Is this problem and solution accurate, and correct? Problem Statement: A cone-shaped water tank is being filled with water. The tank has a height of 10 feet and a diameter of 5 feet at the top. If the water is being pumped into the tank at a rate of 3 cubic feet per minute, how fast is the water level rising when the water is 5 feet deep?
Answer Key:
Labeled Drawing: You can create a simple drawing of a cone with the given dimensions. Label the height (h), radius ®, and the water level (y).
Formulas:
Volume of a cone: V = 1/3 * π * r² * h
Given that the cone is similar at all levels, we have r/h = R/H, where R is the radius of the tank and H is the height of the tank.
Complete Solution:
From the similarity of the triangles, we have r = R/H * h = 1/2 * h.

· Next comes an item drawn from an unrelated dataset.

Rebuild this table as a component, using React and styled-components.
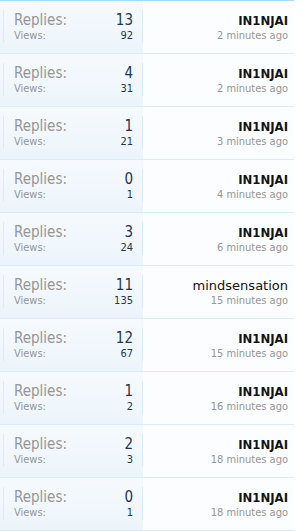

Substituting r into the volume formula, we get V = 1/3 * π * (1/2 * h)² * h = π/12 * h³.
Differentiating both sides with respect to time t, we get dV/dt = π/4 * h² * dh/dt.
We know that dV/dt = 3 cubic feet per minute.
Substituting h = 5 feet and dV/dt = 3 cubic feet per minute into the equation, we can solve for dh/dt.
This gives us dh/dt = 3 / (π/4 * 5²) = 0.152 ft/min.
So, when the water is 5 feet deep, the water level is rising at a rate of approximately 0.152 feet per minute.